Every line below that holds the string "image" should be copied out.

________________________________________

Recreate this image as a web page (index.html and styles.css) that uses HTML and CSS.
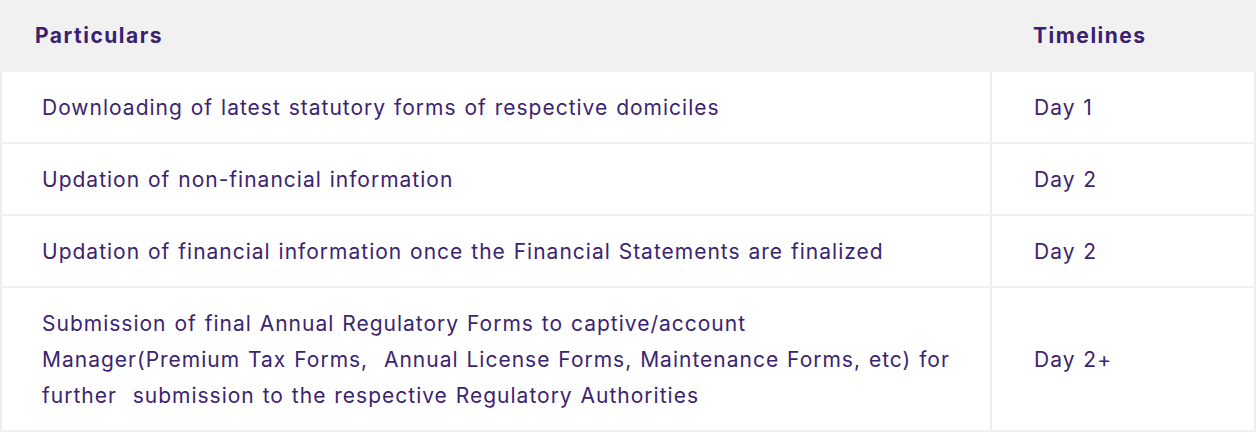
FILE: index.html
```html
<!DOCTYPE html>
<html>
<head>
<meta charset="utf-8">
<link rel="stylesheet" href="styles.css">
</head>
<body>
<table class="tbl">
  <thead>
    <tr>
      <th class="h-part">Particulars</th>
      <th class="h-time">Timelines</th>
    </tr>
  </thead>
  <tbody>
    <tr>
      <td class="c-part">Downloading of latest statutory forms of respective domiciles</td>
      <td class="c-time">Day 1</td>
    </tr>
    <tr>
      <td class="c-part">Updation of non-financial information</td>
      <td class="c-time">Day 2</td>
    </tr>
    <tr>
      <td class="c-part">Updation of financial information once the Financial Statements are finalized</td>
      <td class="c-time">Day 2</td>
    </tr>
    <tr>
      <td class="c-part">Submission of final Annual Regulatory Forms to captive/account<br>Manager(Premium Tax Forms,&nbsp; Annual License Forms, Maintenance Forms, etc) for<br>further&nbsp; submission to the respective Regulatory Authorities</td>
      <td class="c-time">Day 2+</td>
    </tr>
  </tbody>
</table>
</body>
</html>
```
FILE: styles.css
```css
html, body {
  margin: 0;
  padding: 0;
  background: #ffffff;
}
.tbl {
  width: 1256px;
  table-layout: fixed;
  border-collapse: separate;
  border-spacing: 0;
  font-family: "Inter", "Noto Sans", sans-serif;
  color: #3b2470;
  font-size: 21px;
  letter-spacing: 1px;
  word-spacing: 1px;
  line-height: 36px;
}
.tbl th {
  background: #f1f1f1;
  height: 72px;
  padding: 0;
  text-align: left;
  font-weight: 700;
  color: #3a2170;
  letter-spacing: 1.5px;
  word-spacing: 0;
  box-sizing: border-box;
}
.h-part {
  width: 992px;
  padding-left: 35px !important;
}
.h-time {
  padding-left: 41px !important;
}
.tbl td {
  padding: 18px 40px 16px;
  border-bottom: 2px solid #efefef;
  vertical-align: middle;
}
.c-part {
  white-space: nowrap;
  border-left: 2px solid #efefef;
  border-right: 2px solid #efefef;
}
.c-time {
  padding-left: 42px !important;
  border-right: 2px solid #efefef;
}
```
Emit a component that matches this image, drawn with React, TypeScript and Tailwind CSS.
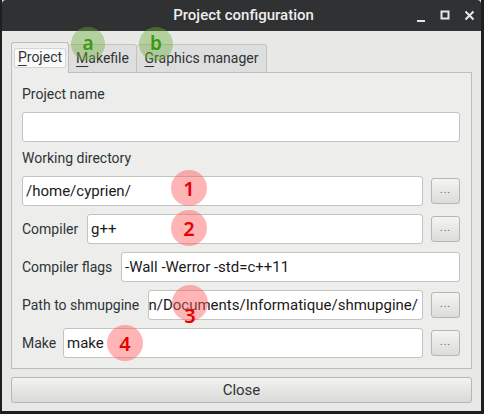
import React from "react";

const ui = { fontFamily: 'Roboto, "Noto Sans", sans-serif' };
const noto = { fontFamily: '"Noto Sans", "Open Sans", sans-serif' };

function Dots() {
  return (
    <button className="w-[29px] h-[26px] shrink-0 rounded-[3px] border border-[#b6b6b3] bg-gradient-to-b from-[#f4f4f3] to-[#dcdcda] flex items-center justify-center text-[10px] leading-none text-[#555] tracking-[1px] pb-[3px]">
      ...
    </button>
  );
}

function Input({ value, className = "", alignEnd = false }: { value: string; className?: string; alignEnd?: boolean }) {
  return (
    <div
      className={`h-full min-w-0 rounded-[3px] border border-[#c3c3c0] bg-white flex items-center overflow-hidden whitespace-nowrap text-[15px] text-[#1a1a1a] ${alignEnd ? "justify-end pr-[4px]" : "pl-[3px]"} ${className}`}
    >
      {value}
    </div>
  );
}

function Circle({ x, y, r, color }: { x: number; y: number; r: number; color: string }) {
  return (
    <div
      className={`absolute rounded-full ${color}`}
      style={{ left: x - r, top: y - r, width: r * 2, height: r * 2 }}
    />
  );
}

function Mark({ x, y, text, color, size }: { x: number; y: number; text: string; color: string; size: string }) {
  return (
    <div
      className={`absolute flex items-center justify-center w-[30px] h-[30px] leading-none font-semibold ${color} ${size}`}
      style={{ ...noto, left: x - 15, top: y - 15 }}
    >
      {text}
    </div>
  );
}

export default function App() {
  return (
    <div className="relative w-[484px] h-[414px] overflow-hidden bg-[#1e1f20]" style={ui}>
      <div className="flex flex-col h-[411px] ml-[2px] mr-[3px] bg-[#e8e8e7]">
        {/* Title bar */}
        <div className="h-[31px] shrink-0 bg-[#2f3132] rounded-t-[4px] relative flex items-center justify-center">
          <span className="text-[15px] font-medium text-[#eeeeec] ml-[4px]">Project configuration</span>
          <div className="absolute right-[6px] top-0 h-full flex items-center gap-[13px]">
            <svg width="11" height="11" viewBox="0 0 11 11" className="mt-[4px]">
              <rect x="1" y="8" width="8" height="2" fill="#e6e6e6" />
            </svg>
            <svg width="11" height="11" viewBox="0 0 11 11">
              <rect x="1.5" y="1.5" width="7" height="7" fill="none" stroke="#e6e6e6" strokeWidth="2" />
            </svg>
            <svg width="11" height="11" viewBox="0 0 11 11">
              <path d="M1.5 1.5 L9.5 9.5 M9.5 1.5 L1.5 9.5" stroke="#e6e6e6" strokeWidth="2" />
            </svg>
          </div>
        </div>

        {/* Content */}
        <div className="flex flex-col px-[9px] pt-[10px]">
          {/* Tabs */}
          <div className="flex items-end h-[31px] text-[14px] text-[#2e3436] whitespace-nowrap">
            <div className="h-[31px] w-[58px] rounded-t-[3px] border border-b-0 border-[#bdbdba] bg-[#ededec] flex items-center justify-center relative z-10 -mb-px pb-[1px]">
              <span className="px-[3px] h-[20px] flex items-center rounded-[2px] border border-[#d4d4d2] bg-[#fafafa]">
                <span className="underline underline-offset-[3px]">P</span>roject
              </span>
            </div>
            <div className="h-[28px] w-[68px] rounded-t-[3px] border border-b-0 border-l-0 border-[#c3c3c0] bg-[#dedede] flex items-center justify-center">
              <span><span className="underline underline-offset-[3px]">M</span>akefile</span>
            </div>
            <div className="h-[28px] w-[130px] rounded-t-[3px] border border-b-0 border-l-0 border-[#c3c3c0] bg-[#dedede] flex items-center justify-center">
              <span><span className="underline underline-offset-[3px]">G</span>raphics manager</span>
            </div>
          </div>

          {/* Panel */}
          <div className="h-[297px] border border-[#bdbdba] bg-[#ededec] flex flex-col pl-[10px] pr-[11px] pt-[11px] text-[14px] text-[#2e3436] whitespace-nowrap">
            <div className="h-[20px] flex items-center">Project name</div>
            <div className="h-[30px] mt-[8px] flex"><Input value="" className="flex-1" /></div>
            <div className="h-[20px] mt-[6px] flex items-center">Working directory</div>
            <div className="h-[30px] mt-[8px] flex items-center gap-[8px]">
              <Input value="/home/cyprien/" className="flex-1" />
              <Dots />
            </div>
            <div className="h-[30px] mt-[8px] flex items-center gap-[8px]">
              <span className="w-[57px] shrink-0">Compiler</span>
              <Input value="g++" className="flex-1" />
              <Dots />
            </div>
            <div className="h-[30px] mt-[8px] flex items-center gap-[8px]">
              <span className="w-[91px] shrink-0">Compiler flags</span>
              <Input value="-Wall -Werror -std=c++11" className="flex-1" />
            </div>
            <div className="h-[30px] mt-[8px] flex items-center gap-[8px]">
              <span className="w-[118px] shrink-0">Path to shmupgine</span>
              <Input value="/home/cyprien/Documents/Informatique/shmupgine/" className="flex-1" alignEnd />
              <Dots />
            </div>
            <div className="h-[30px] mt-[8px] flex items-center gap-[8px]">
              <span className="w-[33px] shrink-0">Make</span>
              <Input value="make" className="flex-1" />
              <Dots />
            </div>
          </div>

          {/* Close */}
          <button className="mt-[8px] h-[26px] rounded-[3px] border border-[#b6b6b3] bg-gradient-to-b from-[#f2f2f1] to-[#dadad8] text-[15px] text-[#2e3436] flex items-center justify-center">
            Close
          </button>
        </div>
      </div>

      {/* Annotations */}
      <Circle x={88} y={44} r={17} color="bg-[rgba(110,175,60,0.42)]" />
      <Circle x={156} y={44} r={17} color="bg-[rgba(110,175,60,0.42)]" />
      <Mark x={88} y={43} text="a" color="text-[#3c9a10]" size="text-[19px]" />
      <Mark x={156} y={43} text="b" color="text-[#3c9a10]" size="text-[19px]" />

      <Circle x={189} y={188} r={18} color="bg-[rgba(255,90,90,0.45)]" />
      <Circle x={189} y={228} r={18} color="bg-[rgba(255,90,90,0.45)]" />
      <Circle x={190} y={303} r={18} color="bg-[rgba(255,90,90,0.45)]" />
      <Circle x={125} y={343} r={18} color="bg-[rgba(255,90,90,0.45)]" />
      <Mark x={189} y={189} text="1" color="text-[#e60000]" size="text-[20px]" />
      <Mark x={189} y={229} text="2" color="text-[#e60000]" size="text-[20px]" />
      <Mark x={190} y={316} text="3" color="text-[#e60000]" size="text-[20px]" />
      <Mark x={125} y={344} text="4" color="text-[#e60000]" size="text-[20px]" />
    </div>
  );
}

________________________________________

# [The result]
Recreate this image as a web page (index.html and styles.css) that uses HTML and CSS.
Emit a component that matches this image, drawn with React, TypeScript and Tailwind CSS.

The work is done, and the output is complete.